When you give this glass of Chardonnay its first little swirl to lift those aromas to your nose, you get a fresh and cool bouquet with florals, spice and some earthy tones. Now take a sip. There is balance and purity in the wine showcasing lemon zest notes, with the finish lingering in a pleasant mineral explosion. Hopefully, as you are sitting outside with that glass in hand, you just happen to have some pan-seared scallops, pepper and garlic marinated prawns, or oysters with a fresh shallot sauce. Really, any type of shellfish is quite a treat with this Chablis.
The origin of this wine and its namesake, is the famed Burgundy town of Chablis.
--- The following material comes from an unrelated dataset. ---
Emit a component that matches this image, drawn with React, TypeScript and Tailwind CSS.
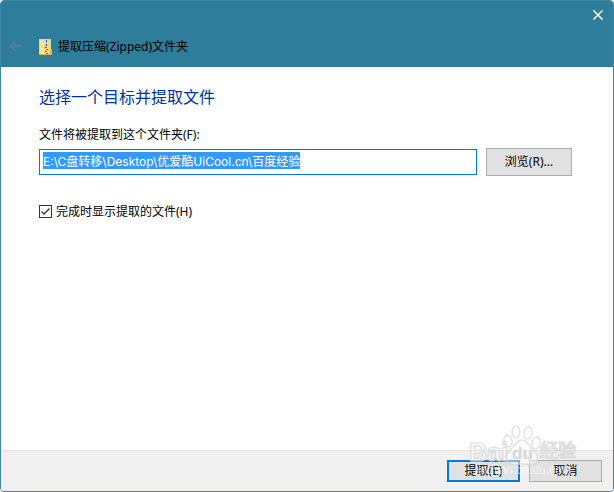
import { useEffect, useRef } from "react";

function BackArrow() {
  return (
    <svg width="13" height="12" viewBox="0 0 13 12" fill="none" stroke="#557f8f" strokeWidth="2" aria-hidden="true">
      <path d="M12.5 5H1.5M6.5 0L1.5 5l5 5" />
    </svg>
  );
}

function ZipFolderIcon() {
  return (
    <svg width="13" height="17" viewBox="0 0 13 17" aria-hidden="true">
      <path d="M0 0h12v10h1v6H0z" fill="#f4d35e" />
      <path d="M1 1h4v14H1z" fill="#fbe58f" />
      <path d="M9 1h2v14H9z" fill="#f8dc78" />
      <path d="M11 10h2v6h-2z" fill="#e3b83f" />
      <path d="M0 15h13v1H0z" fill="#dcb244" />
      <path d="M6 0h3v1h1v6H9v1H6V7H5V1h1z" fill="#d3d6d9" />
      <path d="M7 1h1v2H7zM7 5h1v2H7z" fill="#4c4f52" />
      <path d="M6 8h2v1H6zM7 10h2v1H7zM6 12h2v1H6zM7 14h2v1H7z" fill="#6a6d70" />
      <path d="M8 8h1v2H8zM6 10h1v2H6zM8 12h1v2H8zM6 14h1v2H6z" fill="#dfe2e4" />
    </svg>
  );
}

function Watermark() {
  return (
    <svg
      className="pointer-events-none absolute right-7 bottom-2 font-['Liberation_Sans','Noto_Sans_CJK_SC',sans-serif]"
      width="116"
      height="60"
      viewBox="0 0 116 60"
      aria-hidden="true"
    >
      <g fill="#ffffff" fillOpacity="0.45" stroke="#d8d8d8" strokeOpacity="0.9" strokeWidth="1.2">
        <ellipse cx="47" cy="9" rx="4" ry="6" />
        <ellipse cx="59" cy="10" rx="4" ry="6" transform="rotate(12 59 10)" />
        <ellipse cx="39" cy="18" rx="4" ry="6" transform="rotate(-12 39 18)" />
        <ellipse cx="67" cy="20" rx="4" ry="6" transform="rotate(15 67 20)" />
        <path d="M53 17c5 0 6 4 9 8 4 4 8 7 6 13-2 5-9 3-15 3s-12 2-15-3c-2-6 1-9 5-13 3-4 5-8 10-8z" />
        <text x="0" y="38" fontSize="25" fontWeight="700">Bai</text>
        <text x="71" y="34" fontSize="18" fontWeight="500">经验</text>
      </g>
      <text x="43" y="36" fontSize="17" fontWeight="700" fill="#d6d6d6">du</text>
      <text x="6" y="51" fontSize="12" fill="#ffffff" fillOpacity="0.6">jingyan.baidu.com</text>
    </svg>
  );
}

export default function App() {
  const pathRef = useRef<HTMLInputElement>(null);

  useEffect(() => {
    pathRef.current?.focus();
    pathRef.current?.select();
  }, []);

  return (
    <div className="relative flex min-h-screen flex-col overflow-hidden rounded-sm border border-[#3f86a3] bg-white font-['Noto_Sans','Noto_Sans_CJK_SC',sans-serif] text-xs text-black">
      <header className="bg-[#2e7d9a] pb-3">
        <div className="flex justify-end px-2 pt-[7px]">
          <button type="button" aria-label="关闭" className="flex size-3.5 items-center justify-center">
            <svg width="10" height="10" viewBox="0 0 10 10" fill="none" stroke="#fff" strokeWidth="1.4" aria-hidden="true">
              <path d="M0 0l10 10M10 0L0 10" />
            </svg>
          </button>
        </div>
        <div className="mt-[17px] flex h-4 items-center pl-2">
          <button type="button" aria-label="返回" disabled className="mr-[17px]">
            <BackArrow />
          </button>
          <ZipFolderIcon />
          <h1 className="ml-1.5 leading-4">提取压缩(Zipped)文件夹</h1>
        </div>
      </header>

      <main className="flex-1 pt-5 pr-[41px] pl-[38px]">
        <h2 className="text-base leading-5 text-[#003399]">选择一个目标并提取文件</h2>
        <label htmlFor="path" className="mt-5 block leading-4">
          文件将被提取到这个文件夹(F):
        </label>
        <div className="mt-[5px] flex items-center gap-[9px]">
          <input
            id="path"
            ref={pathRef}
            type="text"
            defaultValue="E:\C盘转移\Desktop\优爱酷UiCool.cn\百度经验"
            className="h-[26px] min-w-0 flex-1 border border-[#0078d7] bg-white px-[3px] pb-1 font-['Inter','Noto_Sans_CJK_SC',sans-serif] leading-4 outline-none selection:bg-[#3399ff] selection:text-white"
          />
          <button type="button" className="h-7 w-[86px] border border-[#adadad] bg-[#e1e1e1]">
            浏览(R)...
          </button>
        </div>
        <div className="mt-7 flex items-center gap-[3px]">
          <span className="relative flex size-3.5">
            <input
              id="show"
              type="checkbox"
              defaultChecked
              className="peer size-[13px] appearance-none border border-[#333333] bg-white"
            />
            <svg
              className="pointer-events-none absolute inset-0 hidden peer-checked:block"
              width="13"
              height="13"
              viewBox="0 0 13 13"
              fill="none"
              stroke="#333333"
              strokeWidth="1.3"
              aria-hidden="true"
            >
              <path d="M2.5 6.5L5 9l5.5-5.5" />
            </svg>
          </span>
          <label htmlFor="show" className="leading-4">
            完成时显示提取的文件(H)
          </label>
        </div>
      </main>

      <footer className="flex justify-end gap-[9px] border-t border-[#dfdfdf] bg-[#f0f0f0] px-[11px] py-[9px]">
        <button type="button" className="h-[22px] w-[73px] border-2 border-[#0078d7] bg-[#e1e1e1] leading-4">
          提取(E)
        </button>
        <button type="button" className="h-[22px] w-[73px] border border-[#adadad] bg-[#e1e1e1] leading-4">
          取消
        </button>
      </footer>
      <Watermark />
    </div>
  );
}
Vincent Dampt’s estate, producing solely Chablis wines, makes up slightly less than 3 hectares and lays along the left bank of the Serein River. The vineyards are planted in Chablis’ famous Kimmeridgian soil; a mix of clay, chalk and marine fossils which provide the wines with their beautiful minerality.
Born into a family of winemakers, Vincent developed an interest in the wine industry at the young age of 14, when he enrolled himself into a Beaune wine school. Vincent was able to broaden his wine knowledge by training in the Jura, working with Olivier Leflaive in Puligny-Montrachet, and travelling overseas to work in New Zealand’s Marlborough region. He then returned home to France and began producing wines with his father in 2002, until 2004, when he inherited some pieces of land. At that point, he began producing wines under his own name, Vincent Dampt.
Getting back to the glass that you are ideally still holding, I would like to pass on several tasting tips particular to Chablis wines.
-Temperature: For a Chablis Premier Cru in particular, the ideal serving temperature is 50-53 degrees Fahrenheit.
-Opening the bottle: Make sure to cut the cap under the ring of the bottle neck so that the wine does not touch the cap when it is poured.
-Glassware: Serve the wine in a specific Chablis glass which has a tulip shape with a narrower opening. This shape will allow the wine to access the palate in the perfectly precise way so that the flavors are enhanced to their maximum potentials.